Phil O'Reilly - Women's influence in business - how can it be greater?

Posted 8 July 2013

400x255 Phil ORielly

Phil O’Reilly is Chief Executive Business NZ
www.businessnz.org.nz

I see capable, skilled, ambitious women in workplaces every day. Some are outstanding in their performance and potential and will clearly have careers that take them as far as they want to go. But not all will reach their potential.

Barriers still exist, making it harder for women to achieve at the highest level. Expectations are perhaps the highest barrier - expectations that only a few women will run successful businesses or get the top job.

We need to have a widely shared expectation that a lot of women will succeed at the highest levels.
We should be expecting lots of women to start their own businesses. More business start-ups owned by women would surely be the precursor to many big, brilliant businesses owned by women.

My impression is that there actually are more women starting businesses these days, creating more role models for girls and young women to emulate. I hope this trend continues. Having many examples of successful women business owners is a powerful stimulus for more.

We should also be expecting to see far more women taking on leadership roles in companies and other organisations.
Many entry level positions are taken by young women, and the penetration of women into higher levels of many businesses continues to advance. But the ranks of chief executive, board member and chair are still noticeably lacking women.
Part of this is to do with choices made by girls and young women when at school and tertiary education, and with choices made in early employment.

At school, girls should be encouraged to choose quantitative subjects – sciences, technology and maths – so they can advance further in career paths with good potential.

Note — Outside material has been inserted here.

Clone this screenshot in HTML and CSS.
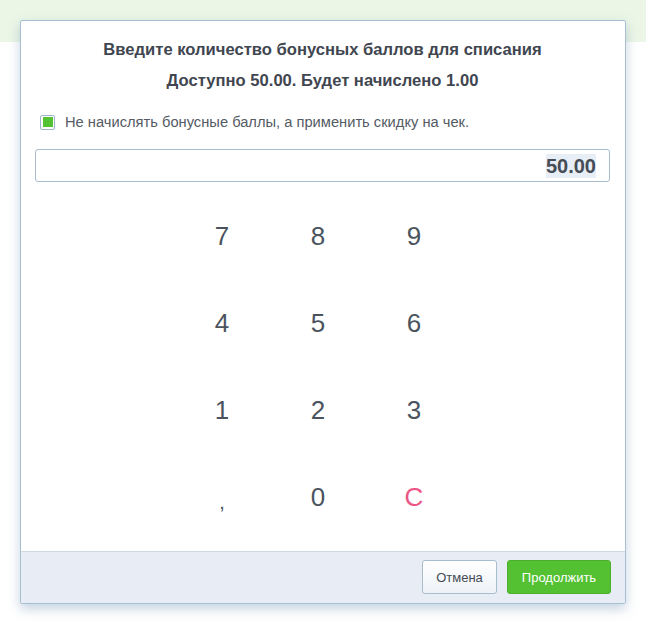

In tertiary education, young women should be encouraged to choose quantitative, career-related studies. The pathways to career success are generally greater in subjects like engineering and various technologies than in arts or humanities.
And in employment, women more often need to pursue line positions - those relating to the core work of a business - rather than staff or support positions.

Of course, many will still want to pursue careers in the arts, humanities or caring professions or undertake support roles in business, but generally, a greater uptake of more technical subjects and focus on core work roles would help more women advance further.

Companies have a responsibility for women’s advancement. There is much that can be done, including providing mentoring, divergent career choices, truly family-friendly workplaces and role models.
The impetus for this should come from the top level of the company and should be targeted at women at all levels within the company.

While there may be supportive policies in place for junior women staff, more senior women executives may find it hard to advance to the top job or to a board position.

Limited expectations may be at work here. We could do more to set the expectation that the women will reach the top. Companies could help their prospects by, for example, promoting their senior women executives as possibilities for board positions in other companies.

As influence tends to flow from the top, current business leaders have a great opportunity to set expectations around women in leadership.

With greater influence, women will undoubtedly create change in the business environment overall.
I look forward to it.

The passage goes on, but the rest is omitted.